⟨

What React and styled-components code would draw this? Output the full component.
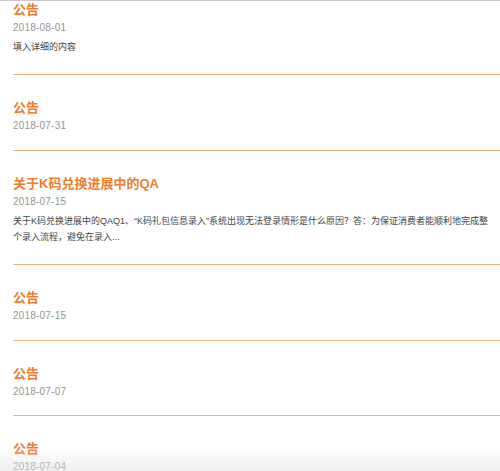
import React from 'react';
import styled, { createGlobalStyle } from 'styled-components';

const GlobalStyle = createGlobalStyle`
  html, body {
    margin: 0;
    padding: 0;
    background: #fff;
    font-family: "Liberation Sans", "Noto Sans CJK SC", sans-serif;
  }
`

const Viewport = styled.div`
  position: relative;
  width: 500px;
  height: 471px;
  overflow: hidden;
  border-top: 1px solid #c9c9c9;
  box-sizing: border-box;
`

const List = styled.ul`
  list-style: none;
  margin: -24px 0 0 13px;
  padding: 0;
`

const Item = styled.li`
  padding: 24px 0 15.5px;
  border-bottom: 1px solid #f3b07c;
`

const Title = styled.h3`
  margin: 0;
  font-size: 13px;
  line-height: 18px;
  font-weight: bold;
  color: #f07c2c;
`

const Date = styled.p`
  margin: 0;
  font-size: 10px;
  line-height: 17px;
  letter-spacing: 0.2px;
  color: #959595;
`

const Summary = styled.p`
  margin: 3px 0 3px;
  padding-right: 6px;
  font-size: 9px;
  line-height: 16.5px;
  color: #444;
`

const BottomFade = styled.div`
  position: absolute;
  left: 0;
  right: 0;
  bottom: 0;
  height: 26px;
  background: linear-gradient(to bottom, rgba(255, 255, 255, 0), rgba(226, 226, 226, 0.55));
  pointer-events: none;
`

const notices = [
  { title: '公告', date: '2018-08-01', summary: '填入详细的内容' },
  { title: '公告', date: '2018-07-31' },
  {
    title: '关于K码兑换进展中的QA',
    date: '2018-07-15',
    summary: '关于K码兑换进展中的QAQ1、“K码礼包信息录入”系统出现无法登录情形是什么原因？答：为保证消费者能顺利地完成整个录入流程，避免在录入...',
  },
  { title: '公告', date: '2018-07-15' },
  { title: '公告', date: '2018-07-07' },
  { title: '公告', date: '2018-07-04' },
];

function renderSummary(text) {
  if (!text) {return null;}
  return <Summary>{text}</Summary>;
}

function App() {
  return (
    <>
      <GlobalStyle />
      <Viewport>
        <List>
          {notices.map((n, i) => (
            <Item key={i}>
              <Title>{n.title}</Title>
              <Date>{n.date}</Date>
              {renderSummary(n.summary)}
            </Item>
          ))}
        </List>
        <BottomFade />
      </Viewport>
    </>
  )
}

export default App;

⟩

Work to complete: Leave the pictures out, and print every line of the listing exactly as written.

Answer below:
What React and styled-components code would draw this? Output the full component.
import React from 'react';
import styled, { createGlobalStyle } from 'styled-components';

const GlobalStyle = createGlobalStyle`
  html, body {
    margin: 0;
    padding: 0;
    background: #fff;
    font-family: "Liberation Sans", "Noto Sans CJK SC", sans-serif;
  }
`

const Viewport = styled.div`
  position: relative;
  width: 500px;
  height: 471px;
  overflow: hidden;
  border-top: 1px solid #c9c9c9;
  box-sizing: border-box;
`

const List = styled.ul`
  list-style: none;
  margin: -24px 0 0 13px;
  padding: 0;
`

const Item = styled.li`
  padding: 24px 0 15.5px;
  border-bottom: 1px solid #f3b07c;
`

const Title = styled.h3`
  margin: 0;
  font-size: 13px;
  line-height: 18px;
  font-weight: bold;
  color: #f07c2c;
`

const Date = styled.p`
  margin: 0;
  font-size: 10px;
  line-height: 17px;
  letter-spacing: 0.2px;
  color: #959595;
`

const Summary = styled.p`
  margin: 3px 0 3px;
  padding-right: 6px;
  font-size: 9px;
  line-height: 16.5px;
  color: #444;
`

const BottomFade = styled.div`
  position: absolute;
  left: 0;
  right: 0;
  bottom: 0;
  height: 26px;
  background: linear-gradient(to bottom, rgba(255, 255, 255, 0), rgba(226, 226, 226, 0.55));
  pointer-events: none;
`

const notices = [
  { title: '公告', date: '2018-08-01', summary: '填入详细的内容' },
  { title: '公告', date: '2018-07-31' },
  {
    title: '关于K码兑换进展中的QA',
    date: '2018-07-15',
    summary: '关于K码兑换进展中的QAQ1、“K码礼包信息录入”系统出现无法登录情形是什么原因？答：为保证消费者能顺利地完成整个录入流程，避免在录入...',
  },
  { title: '公告', date: '2018-07-15' },
  { title: '公告', date: '2018-07-07' },
  { title: '公告', date: '2018-07-04' },
];

function renderSummary(text) {
  if (!text) {return null;}
  return <Summary>{text}</Summary>;
}

function App() {
  return (
    <>
      <GlobalStyle />
      <Viewport>
        <List>
          {notices.map((n, i) => (
            <Item key={i}>
              <Title>{n.title}</Title>
              <Date>{n.date}</Date>
              {renderSummary(n.summary)}
            </Item>
          ))}
        </List>
        <BottomFade />
      </Viewport>
    </>
  )
}

export default App;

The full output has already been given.